The thesis discusses realism not as an historically delimiting concept but as a mode of discourse which, situated within structures of hi story and society, can be made intelligible only through them.
Chapters one and two offer the rationale and justification of reading language--and specifically Dickens' texts--essentially as a medium of exchange, of relation, and chapter three illustrates the interpretive possibilities afforded by such reading.
Thus the first chapter examines the way in which Bleak House, Great Expectations and Our Mutual Friend each expresses the need for community through language, and shows that the failure to reach across boundaries--whether linguistic or social--entails not only the failure of human relations but of life itself.

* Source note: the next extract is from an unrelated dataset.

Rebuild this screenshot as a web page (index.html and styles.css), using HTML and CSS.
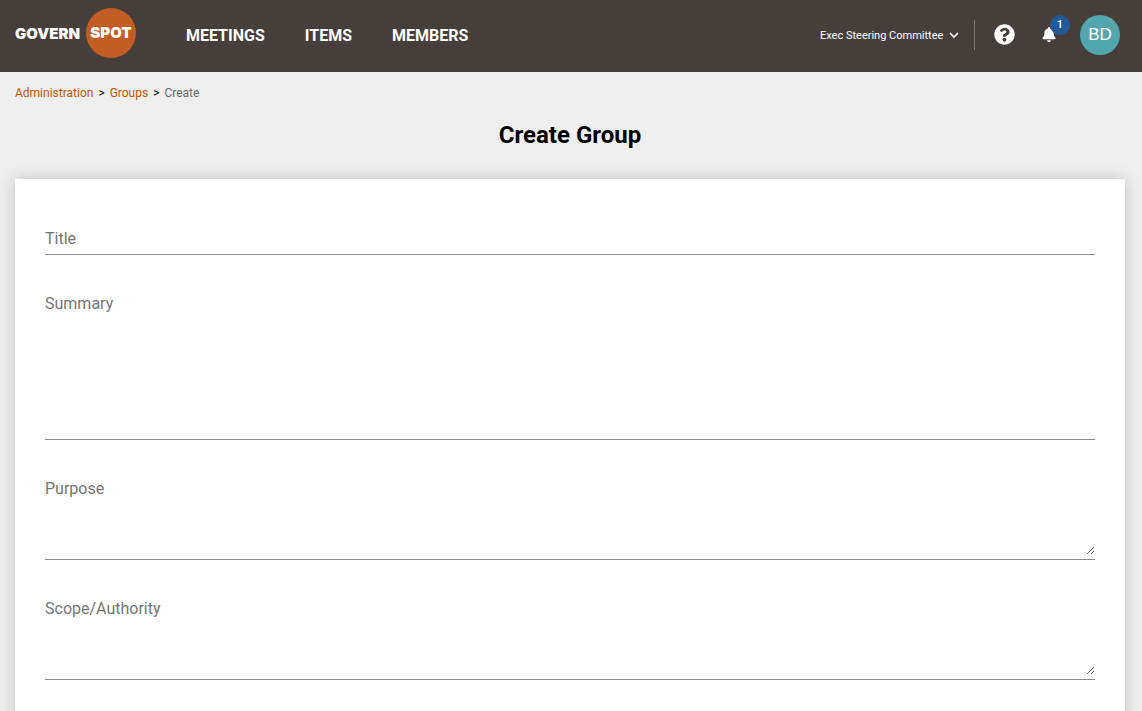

Chapter two discusses the specific nature of Dickens' realism as a function of relation: a means of breaking through barriers-the barriers between language and life, between the text and the world. In this respect, Dickens' novels are examined as the real/ization of what lies beyond language and the boundaries of the text; as texts in which is contained the text of the world. The chapter draws on both contemporary and modern sources for its argument and reveals Dickens' profound insight into social, moral and spiritual corruption.
Chapter three, finally, discusses a particular thread of images rarely examined by critics in any depth and often regarded as an example of Dickens' eccentric ('unreal') vision. The argument rests on a discussion of Dickens' image of the human parasite-the cannibal and vampire-and with support from fictional and non- fictional material describes how the images trace out fundamental social and economic activities. The chapter reveals the way in which Dickens de/scribes metaphor as a condition of existential truth and breaks down the symbolic into the actual.
In conclusion, the thesis argues that Dickens' realism offers an entree into conditions of the real. It proposes that only through an examination of text and reality can Dickens be revealed as one of the (unacknowledged) masters of a fundamentally realistic discourse.